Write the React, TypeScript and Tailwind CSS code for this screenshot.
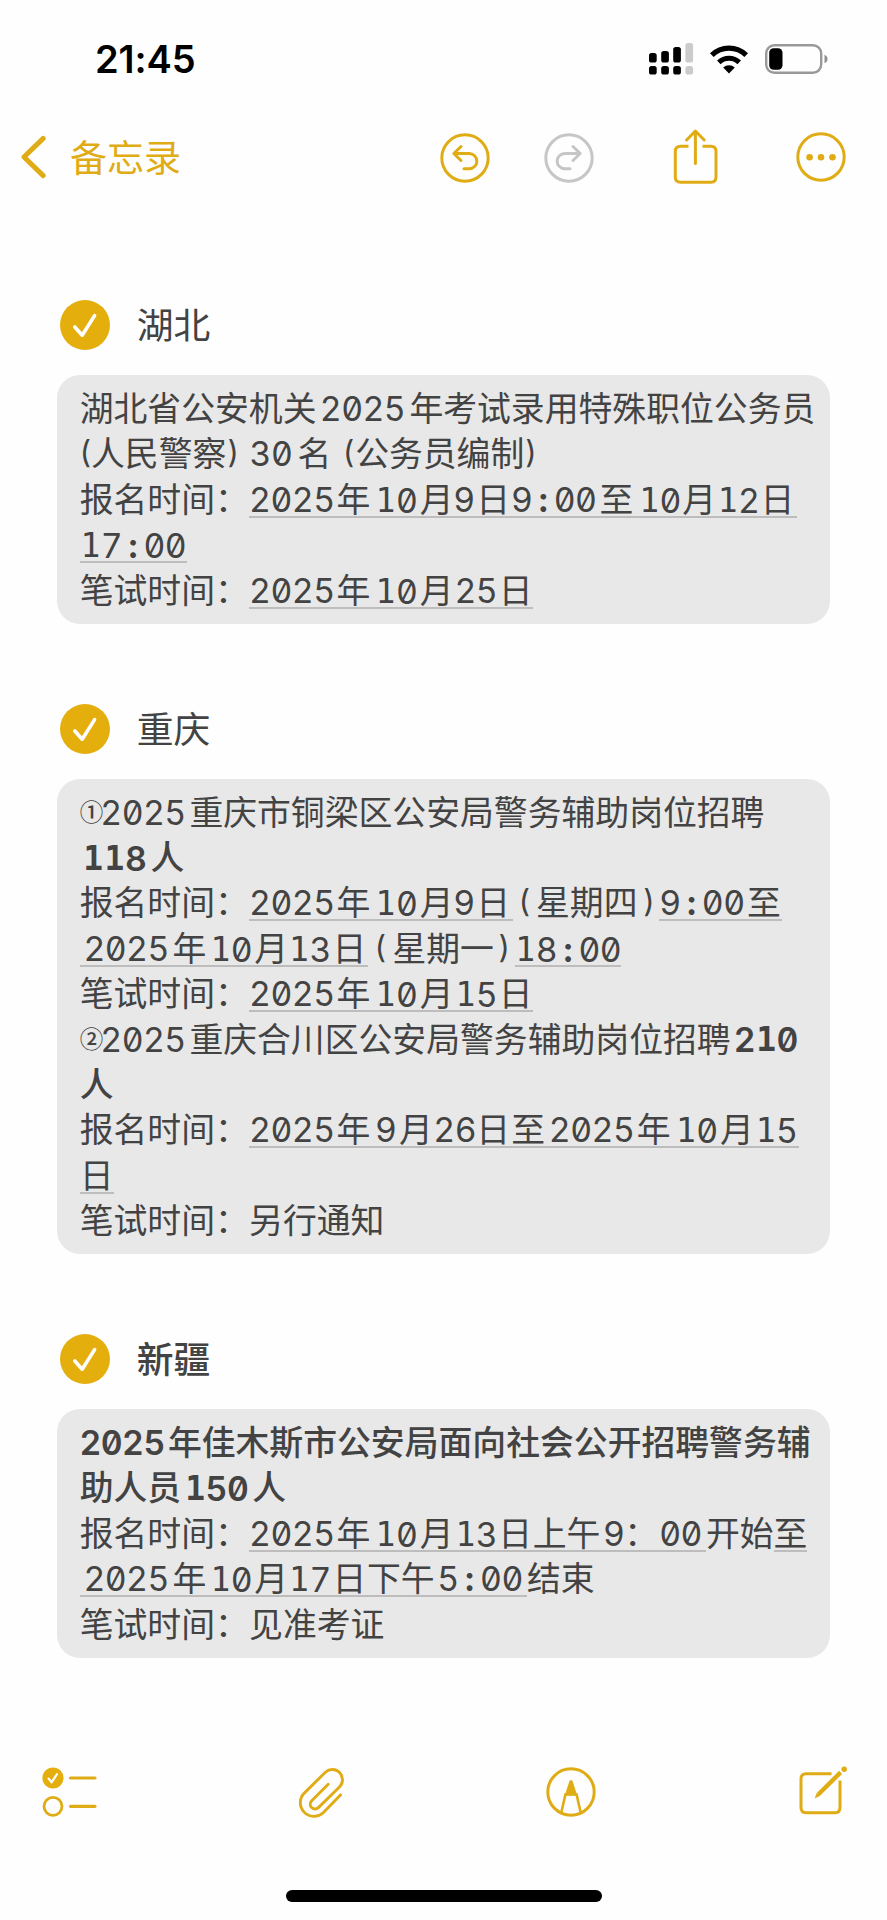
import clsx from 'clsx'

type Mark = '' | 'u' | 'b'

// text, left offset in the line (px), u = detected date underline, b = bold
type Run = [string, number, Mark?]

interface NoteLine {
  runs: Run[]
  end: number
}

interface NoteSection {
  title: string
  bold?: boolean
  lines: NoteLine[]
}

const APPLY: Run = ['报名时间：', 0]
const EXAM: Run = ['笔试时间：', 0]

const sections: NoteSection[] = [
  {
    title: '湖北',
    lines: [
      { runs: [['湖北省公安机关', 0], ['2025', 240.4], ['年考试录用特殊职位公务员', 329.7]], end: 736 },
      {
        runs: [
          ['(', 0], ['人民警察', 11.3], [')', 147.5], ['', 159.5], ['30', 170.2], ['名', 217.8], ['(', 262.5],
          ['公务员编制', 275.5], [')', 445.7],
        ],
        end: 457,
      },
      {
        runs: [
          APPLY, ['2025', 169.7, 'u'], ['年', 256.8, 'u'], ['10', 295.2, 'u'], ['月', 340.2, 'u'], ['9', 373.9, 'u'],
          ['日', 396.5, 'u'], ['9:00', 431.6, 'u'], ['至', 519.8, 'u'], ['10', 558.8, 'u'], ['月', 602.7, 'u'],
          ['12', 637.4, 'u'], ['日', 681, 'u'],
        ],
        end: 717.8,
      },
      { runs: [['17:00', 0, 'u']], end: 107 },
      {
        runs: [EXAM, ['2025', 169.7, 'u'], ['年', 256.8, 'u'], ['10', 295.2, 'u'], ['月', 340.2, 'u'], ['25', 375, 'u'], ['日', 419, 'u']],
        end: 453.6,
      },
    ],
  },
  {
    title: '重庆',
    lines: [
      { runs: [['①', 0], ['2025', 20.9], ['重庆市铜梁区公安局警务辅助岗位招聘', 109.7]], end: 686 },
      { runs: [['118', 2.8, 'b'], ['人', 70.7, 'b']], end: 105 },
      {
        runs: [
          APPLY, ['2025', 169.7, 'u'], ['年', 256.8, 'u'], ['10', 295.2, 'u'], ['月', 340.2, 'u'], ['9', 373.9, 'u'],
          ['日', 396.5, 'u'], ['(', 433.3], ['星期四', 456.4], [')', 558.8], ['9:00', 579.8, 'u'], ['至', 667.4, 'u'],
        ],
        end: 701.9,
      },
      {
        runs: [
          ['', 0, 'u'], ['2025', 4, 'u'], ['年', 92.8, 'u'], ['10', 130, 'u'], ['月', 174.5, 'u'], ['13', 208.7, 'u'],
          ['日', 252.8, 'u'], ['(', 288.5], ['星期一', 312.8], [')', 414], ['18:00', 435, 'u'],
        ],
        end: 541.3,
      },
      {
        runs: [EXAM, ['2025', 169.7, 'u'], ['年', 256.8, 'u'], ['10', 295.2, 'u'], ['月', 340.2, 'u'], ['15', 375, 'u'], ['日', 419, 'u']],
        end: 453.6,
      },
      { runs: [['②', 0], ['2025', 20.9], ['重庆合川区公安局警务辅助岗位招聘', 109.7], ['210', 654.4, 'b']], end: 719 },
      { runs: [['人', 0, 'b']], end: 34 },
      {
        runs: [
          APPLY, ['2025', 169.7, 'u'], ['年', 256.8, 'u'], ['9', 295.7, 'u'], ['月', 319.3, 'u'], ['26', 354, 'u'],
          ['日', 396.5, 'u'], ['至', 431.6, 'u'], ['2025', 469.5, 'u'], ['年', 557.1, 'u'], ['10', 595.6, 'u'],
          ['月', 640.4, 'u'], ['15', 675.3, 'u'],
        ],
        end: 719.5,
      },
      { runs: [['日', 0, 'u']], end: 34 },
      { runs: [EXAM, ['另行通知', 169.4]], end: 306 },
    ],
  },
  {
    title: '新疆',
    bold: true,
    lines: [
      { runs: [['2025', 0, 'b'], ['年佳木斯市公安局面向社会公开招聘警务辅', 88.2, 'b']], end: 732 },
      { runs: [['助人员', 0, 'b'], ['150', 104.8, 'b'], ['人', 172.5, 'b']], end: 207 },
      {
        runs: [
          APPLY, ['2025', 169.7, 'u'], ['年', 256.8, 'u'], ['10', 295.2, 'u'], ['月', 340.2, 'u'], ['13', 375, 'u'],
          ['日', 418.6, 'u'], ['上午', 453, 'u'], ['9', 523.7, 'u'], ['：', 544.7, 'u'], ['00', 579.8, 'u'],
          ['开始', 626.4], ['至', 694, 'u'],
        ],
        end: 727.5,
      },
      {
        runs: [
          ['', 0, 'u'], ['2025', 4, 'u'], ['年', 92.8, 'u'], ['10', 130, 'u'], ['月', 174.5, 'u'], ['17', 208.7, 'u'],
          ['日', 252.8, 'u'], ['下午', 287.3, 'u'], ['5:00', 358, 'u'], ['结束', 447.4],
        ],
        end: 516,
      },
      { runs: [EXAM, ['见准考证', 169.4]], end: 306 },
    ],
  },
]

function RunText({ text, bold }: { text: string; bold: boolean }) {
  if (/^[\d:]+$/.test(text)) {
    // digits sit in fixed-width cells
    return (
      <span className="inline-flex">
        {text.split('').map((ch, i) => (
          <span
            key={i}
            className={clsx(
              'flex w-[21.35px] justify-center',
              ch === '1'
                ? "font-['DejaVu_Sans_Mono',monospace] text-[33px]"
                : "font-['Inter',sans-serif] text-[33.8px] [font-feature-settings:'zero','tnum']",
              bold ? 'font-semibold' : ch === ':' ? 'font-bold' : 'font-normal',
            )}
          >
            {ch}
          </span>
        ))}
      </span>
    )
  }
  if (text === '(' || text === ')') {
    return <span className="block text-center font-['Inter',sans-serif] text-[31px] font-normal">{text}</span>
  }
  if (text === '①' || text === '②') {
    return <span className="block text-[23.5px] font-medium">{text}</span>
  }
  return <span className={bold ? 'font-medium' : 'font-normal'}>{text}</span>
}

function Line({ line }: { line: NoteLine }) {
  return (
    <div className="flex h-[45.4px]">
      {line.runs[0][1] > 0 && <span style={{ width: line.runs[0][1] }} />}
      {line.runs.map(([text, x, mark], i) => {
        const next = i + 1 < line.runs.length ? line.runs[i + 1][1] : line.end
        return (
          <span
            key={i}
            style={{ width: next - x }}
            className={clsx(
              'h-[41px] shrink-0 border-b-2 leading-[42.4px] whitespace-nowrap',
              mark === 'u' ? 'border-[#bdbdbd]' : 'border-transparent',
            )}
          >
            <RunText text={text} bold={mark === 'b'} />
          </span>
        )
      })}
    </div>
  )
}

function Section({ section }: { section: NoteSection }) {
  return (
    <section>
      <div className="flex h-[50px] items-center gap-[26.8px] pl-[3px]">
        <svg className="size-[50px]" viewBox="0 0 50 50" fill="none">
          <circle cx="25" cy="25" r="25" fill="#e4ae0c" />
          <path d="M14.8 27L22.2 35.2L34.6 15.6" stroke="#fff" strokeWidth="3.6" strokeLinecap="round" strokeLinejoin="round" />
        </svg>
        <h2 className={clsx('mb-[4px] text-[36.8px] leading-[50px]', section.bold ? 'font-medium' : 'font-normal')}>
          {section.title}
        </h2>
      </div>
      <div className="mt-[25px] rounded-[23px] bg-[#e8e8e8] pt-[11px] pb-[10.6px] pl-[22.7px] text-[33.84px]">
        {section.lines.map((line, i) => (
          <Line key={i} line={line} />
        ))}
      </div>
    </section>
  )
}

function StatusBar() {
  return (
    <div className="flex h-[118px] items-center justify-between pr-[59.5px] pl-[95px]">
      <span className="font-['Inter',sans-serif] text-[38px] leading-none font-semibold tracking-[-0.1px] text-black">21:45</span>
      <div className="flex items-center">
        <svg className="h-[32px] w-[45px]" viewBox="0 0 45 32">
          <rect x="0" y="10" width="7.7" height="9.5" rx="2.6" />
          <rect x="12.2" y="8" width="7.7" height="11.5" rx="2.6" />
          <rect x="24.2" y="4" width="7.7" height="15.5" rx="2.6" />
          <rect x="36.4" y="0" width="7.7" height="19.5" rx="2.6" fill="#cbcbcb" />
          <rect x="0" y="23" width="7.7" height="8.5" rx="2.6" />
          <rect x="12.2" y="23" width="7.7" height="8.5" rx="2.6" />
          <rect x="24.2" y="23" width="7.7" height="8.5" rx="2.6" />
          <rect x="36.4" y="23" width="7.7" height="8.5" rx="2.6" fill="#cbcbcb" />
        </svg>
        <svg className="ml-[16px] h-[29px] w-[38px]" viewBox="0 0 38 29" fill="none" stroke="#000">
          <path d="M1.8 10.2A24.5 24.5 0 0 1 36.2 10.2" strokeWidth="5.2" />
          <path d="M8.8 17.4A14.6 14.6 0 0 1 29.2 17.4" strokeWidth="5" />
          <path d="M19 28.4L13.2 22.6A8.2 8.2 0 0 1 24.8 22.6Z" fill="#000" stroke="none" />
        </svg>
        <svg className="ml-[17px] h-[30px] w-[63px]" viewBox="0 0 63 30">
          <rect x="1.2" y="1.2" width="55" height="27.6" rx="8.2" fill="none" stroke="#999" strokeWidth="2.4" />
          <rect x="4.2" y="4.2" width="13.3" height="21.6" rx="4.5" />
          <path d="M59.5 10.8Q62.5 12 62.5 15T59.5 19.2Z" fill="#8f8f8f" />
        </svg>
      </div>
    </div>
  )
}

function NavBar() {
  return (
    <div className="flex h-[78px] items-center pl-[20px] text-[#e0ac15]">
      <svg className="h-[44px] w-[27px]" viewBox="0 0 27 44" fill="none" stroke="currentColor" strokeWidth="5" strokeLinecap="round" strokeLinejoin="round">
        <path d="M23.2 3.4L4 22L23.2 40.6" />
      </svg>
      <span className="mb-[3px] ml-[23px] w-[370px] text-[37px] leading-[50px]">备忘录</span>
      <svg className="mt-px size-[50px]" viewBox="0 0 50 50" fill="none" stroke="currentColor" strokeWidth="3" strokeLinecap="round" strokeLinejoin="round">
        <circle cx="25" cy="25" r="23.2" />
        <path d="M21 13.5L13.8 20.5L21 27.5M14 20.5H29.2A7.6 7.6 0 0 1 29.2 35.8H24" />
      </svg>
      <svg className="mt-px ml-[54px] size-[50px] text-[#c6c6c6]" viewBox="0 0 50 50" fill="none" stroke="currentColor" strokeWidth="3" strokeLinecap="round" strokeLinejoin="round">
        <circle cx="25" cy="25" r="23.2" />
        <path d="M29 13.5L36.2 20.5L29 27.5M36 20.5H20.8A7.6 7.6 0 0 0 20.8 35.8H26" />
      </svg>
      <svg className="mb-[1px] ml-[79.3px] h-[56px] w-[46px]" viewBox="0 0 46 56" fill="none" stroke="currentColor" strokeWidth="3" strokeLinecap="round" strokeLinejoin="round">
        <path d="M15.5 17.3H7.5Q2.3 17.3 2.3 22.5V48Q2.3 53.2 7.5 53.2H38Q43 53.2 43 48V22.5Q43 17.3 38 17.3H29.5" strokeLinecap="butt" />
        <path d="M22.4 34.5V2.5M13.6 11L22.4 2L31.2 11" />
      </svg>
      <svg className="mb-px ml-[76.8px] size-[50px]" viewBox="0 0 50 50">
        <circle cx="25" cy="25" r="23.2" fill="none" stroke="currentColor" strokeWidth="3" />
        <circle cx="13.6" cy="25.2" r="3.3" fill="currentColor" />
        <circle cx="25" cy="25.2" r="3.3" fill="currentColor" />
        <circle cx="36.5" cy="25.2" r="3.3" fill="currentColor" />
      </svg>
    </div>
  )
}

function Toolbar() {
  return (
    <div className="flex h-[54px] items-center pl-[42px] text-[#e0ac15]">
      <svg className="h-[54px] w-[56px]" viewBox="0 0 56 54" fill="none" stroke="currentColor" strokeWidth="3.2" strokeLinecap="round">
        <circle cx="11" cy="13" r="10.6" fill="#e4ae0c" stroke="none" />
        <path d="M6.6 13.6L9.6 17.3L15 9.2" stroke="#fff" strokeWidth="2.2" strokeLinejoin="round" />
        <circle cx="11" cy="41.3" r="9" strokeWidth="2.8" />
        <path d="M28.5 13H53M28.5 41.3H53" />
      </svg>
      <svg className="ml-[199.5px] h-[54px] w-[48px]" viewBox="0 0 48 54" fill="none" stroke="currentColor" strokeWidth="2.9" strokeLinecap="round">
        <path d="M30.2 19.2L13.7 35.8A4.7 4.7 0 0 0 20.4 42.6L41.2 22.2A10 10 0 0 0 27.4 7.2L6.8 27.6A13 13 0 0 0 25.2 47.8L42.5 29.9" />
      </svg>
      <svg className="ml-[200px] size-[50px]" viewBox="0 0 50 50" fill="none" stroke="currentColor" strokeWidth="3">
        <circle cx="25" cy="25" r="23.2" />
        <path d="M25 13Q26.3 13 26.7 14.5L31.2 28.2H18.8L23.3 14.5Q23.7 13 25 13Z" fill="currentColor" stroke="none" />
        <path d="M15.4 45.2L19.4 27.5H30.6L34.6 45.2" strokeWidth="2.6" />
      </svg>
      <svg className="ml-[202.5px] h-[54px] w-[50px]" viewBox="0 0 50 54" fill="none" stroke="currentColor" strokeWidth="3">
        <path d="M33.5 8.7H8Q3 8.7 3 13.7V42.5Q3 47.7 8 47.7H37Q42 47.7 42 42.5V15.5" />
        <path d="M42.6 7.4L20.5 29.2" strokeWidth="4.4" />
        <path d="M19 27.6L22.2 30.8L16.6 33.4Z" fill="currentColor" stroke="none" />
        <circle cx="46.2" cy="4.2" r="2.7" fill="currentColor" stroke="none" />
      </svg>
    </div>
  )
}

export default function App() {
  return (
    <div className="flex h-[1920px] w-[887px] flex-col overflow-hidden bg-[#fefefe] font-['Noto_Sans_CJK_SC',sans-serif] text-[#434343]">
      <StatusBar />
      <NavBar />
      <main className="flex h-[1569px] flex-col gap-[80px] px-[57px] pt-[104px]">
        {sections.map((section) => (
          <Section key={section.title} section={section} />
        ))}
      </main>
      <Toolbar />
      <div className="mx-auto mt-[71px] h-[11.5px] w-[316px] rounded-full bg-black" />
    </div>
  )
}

※

WHAT TO PRODUCE: Write down every line from the opening of the listing to the line with "const EXAM: Run = ['笔试时间：', 0]", both included, and nothing else; the pictures are omitted.

FINAL RESULT:
Write the React, TypeScript and Tailwind CSS code for this screenshot.
import clsx from 'clsx'

type Mark = '' | 'u' | 'b'

// text, left offset in the line (px), u = detected date underline, b = bold
type Run = [string, number, Mark?]

interface NoteLine {
  runs: Run[]
  end: number
}

interface NoteSection {
  title: string
  bold?: boolean
  lines: NoteLine[]
}

const APPLY: Run = ['报名时间：', 0]
const EXAM: Run = ['笔试时间：', 0]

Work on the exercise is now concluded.